[What is being asked]
Go through the entries below and retype them exactly, omitting each picture.

[Pages as source code]
** Begin **

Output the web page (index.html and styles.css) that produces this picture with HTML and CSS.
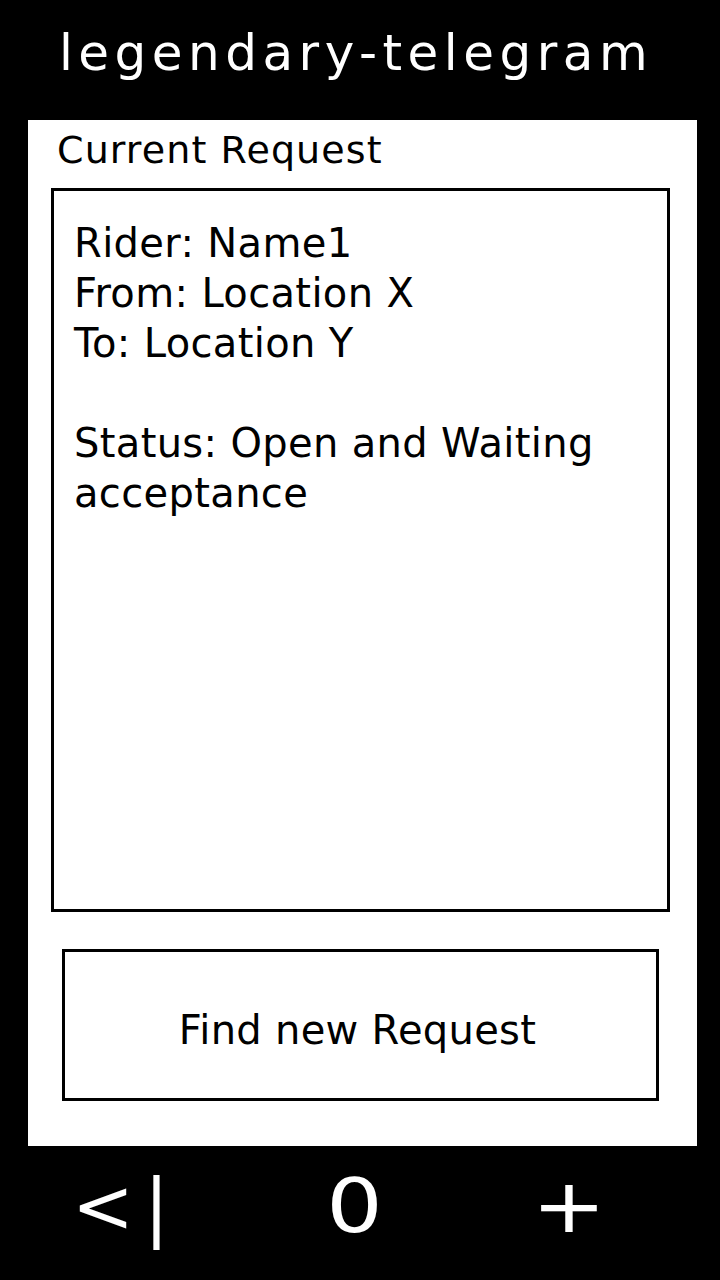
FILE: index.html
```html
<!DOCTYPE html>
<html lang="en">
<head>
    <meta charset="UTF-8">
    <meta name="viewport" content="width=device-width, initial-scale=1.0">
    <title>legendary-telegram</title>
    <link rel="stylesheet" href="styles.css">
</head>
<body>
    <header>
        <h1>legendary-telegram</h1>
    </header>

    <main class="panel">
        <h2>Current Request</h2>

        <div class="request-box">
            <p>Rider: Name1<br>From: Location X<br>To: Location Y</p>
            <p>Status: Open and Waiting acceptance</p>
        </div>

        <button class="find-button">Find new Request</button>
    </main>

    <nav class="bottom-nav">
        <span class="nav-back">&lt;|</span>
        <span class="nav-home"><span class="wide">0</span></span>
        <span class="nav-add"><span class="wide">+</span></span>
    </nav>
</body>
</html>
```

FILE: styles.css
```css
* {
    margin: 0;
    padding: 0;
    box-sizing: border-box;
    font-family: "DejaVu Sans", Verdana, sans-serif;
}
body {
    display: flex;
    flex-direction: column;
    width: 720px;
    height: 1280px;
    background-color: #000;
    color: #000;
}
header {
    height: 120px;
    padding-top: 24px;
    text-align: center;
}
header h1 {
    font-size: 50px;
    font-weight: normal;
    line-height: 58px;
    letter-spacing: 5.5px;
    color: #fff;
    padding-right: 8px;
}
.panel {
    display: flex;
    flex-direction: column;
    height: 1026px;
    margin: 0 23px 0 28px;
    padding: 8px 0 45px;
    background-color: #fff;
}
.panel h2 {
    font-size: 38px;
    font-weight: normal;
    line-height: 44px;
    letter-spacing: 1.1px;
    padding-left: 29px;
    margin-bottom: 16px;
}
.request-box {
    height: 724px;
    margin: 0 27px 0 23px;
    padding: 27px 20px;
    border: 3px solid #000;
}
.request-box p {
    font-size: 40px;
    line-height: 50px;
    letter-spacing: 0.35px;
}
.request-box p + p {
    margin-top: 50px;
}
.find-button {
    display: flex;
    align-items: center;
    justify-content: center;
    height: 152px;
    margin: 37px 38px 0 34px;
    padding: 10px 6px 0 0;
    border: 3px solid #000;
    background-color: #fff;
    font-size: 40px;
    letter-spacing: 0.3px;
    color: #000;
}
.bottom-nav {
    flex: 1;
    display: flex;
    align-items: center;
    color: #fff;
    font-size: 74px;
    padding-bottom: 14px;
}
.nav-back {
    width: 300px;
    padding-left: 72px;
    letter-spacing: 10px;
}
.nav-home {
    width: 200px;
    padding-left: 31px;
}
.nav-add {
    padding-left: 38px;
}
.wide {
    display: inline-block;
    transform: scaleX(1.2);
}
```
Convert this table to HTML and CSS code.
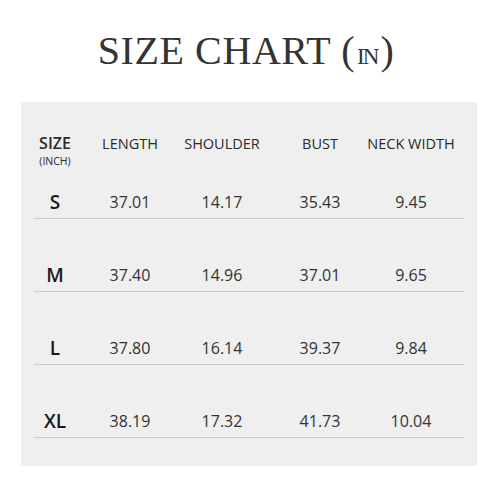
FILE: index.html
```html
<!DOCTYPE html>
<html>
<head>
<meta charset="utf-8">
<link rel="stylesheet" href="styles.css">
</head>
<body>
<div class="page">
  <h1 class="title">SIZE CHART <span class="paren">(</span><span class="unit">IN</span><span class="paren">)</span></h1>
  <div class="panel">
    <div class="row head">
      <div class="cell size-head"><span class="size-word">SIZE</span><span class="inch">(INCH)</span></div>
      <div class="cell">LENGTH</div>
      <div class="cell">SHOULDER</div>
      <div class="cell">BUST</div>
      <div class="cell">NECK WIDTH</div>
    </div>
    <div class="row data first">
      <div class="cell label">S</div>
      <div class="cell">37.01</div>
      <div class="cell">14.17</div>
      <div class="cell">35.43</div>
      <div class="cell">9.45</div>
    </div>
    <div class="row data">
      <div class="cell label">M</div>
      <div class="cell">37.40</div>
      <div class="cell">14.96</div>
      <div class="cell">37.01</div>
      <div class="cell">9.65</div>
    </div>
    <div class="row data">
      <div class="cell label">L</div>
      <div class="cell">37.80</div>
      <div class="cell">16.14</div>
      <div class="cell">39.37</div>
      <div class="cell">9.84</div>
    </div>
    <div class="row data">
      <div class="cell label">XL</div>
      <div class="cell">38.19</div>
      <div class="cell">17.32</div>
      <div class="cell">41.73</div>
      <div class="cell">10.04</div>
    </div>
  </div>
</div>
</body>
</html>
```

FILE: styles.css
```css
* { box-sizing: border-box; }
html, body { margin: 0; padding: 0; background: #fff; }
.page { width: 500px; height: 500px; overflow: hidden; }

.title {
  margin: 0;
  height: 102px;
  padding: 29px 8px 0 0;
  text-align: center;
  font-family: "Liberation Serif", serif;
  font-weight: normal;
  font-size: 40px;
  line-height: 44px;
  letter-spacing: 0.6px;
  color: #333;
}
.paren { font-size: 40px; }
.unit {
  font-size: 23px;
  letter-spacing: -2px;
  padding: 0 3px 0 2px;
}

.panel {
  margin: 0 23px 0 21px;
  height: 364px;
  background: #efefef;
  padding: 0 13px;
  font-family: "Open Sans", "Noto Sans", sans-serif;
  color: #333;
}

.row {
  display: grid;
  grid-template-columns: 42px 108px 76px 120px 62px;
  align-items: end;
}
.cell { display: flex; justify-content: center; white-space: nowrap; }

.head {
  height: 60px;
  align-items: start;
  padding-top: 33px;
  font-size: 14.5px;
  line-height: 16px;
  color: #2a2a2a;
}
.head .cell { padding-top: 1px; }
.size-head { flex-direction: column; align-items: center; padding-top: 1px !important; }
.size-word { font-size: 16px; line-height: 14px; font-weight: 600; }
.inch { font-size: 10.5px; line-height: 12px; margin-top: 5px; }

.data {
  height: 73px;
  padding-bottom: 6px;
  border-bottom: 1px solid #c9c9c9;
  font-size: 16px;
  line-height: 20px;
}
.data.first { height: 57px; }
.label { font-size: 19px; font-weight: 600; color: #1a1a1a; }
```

** End **

[Reply]
Output the web page (index.html and styles.css) that produces this picture with HTML and CSS.
FILE: index.html
```html
<!DOCTYPE html>
<html lang="en">
<head>
    <meta charset="UTF-8">
    <meta name="viewport" content="width=device-width, initial-scale=1.0">
    <title>legendary-telegram</title>
    <link rel="stylesheet" href="styles.css">
</head>
<body>
    <header>
        <h1>legendary-telegram</h1>
    </header>

    <main class="panel">
        <h2>Current Request</h2>

        <div class="request-box">
            <p>Rider: Name1<br>From: Location X<br>To: Location Y</p>
            <p>Status: Open and Waiting acceptance</p>
        </div>

        <button class="find-button">Find new Request</button>
    </main>

    <nav class="bottom-nav">
        <span class="nav-back">&lt;|</span>
        <span class="nav-home"><span class="wide">0</span></span>
        <span class="nav-add"><span class="wide">+</span></span>
    </nav>
</body>
</html>
```

FILE: styles.css
```css
* {
    margin: 0;
    padding: 0;
    box-sizing: border-box;
    font-family: "DejaVu Sans", Verdana, sans-serif;
}
body {
    display: flex;
    flex-direction: column;
    width: 720px;
    height: 1280px;
    background-color: #000;
    color: #000;
}
header {
    height: 120px;
    padding-top: 24px;
    text-align: center;
}
header h1 {
    font-size: 50px;
    font-weight: normal;
    line-height: 58px;
    letter-spacing: 5.5px;
    color: #fff;
    padding-right: 8px;
}
.panel {
    display: flex;
    flex-direction: column;
    height: 1026px;
    margin: 0 23px 0 28px;
    padding: 8px 0 45px;
    background-color: #fff;
}
.panel h2 {
    font-size: 38px;
    font-weight: normal;
    line-height: 44px;
    letter-spacing: 1.1px;
    padding-left: 29px;
    margin-bottom: 16px;
}
.request-box {
    height: 724px;
    margin: 0 27px 0 23px;
    padding: 27px 20px;
    border: 3px solid #000;
}
.request-box p {
    font-size: 40px;
    line-height: 50px;
    letter-spacing: 0.35px;
}
.request-box p + p {
    margin-top: 50px;
}
.find-button {
    display: flex;
    align-items: center;
    justify-content: center;
    height: 152px;
    margin: 37px 38px 0 34px;
    padding: 10px 6px 0 0;
    border: 3px solid #000;
    background-color: #fff;
    font-size: 40px;
    letter-spacing: 0.3px;
    color: #000;
}
.bottom-nav {
    flex: 1;
    display: flex;
    align-items: center;
    color: #fff;
    font-size: 74px;
    padding-bottom: 14px;
}
.nav-back {
    width: 300px;
    padding-left: 72px;
    letter-spacing: 10px;
}
.nav-home {
    width: 200px;
    padding-left: 31px;
}
.nav-add {
    padding-left: 38px;
}
.wide {
    display: inline-block;
    transform: scaleX(1.2);
}
```
Convert this table to HTML and CSS code.
FILE: index.html
```html
<!DOCTYPE html>
<html>
<head>
<meta charset="utf-8">
<link rel="stylesheet" href="styles.css">
</head>
<body>
<div class="page">
  <h1 class="title">SIZE CHART <span class="paren">(</span><span class="unit">IN</span><span class="paren">)</span></h1>
  <div class="panel">
    <div class="row head">
      <div class="cell size-head"><span class="size-word">SIZE</span><span class="inch">(INCH)</span></div>
      <div class="cell">LENGTH</div>
      <div class="cell">SHOULDER</div>
      <div class="cell">BUST</div>
      <div class="cell">NECK WIDTH</div>
    </div>
    <div class="row data first">
      <div class="cell label">S</div>
      <div class="cell">37.01</div>
      <div class="cell">14.17</div>
      <div class="cell">35.43</div>
      <div class="cell">9.45</div>
    </div>
    <div class="row data">
      <div class="cell label">M</div>
      <div class="cell">37.40</div>
      <div class="cell">14.96</div>
      <div class="cell">37.01</div>
      <div class="cell">9.65</div>
    </div>
    <div class="row data">
      <div class="cell label">L</div>
      <div class="cell">37.80</div>
      <div class="cell">16.14</div>
      <div class="cell">39.37</div>
      <div class="cell">9.84</div>
    </div>
    <div class="row data">
      <div class="cell label">XL</div>
      <div class="cell">38.19</div>
      <div class="cell">17.32</div>
      <div class="cell">41.73</div>
      <div class="cell">10.04</div>
    </div>
  </div>
</div>
</body>
</html>
```

FILE: styles.css
```css
* { box-sizing: border-box; }
html, body { margin: 0; padding: 0; background: #fff; }
.page { width: 500px; height: 500px; overflow: hidden; }

.title {
  margin: 0;
  height: 102px;
  padding: 29px 8px 0 0;
  text-align: center;
  font-family: "Liberation Serif", serif;
  font-weight: normal;
  font-size: 40px;
  line-height: 44px;
  letter-spacing: 0.6px;
  color: #333;
}
.paren { font-size: 40px; }
.unit {
  font-size: 23px;
  letter-spacing: -2px;
  padding: 0 3px 0 2px;
}

.panel {
  margin: 0 23px 0 21px;
  height: 364px;
  background: #efefef;
  padding: 0 13px;
  font-family: "Open Sans", "Noto Sans", sans-serif;
  color: #333;
}

.row {
  display: grid;
  grid-template-columns: 42px 108px 76px 120px 62px;
  align-items: end;
}
.cell { display: flex; justify-content: center; white-space: nowrap; }

.head {
  height: 60px;
  align-items: start;
  padding-top: 33px;
  font-size: 14.5px;
  line-height: 16px;
  color: #2a2a2a;
}
.head .cell { padding-top: 1px; }
.size-head { flex-direction: column; align-items: center; padding-top: 1px !important; }
.size-word { font-size: 16px; line-height: 14px; font-weight: 600; }
.inch { font-size: 10.5px; line-height: 12px; margin-top: 5px; }

.data {
  height: 73px;
  padding-bottom: 6px;
  border-bottom: 1px solid #c9c9c9;
  font-size: 16px;
  line-height: 20px;
}
.data.first { height: 57px; }
.label { font-size: 19px; font-weight: 600; color: #1a1a1a; }
```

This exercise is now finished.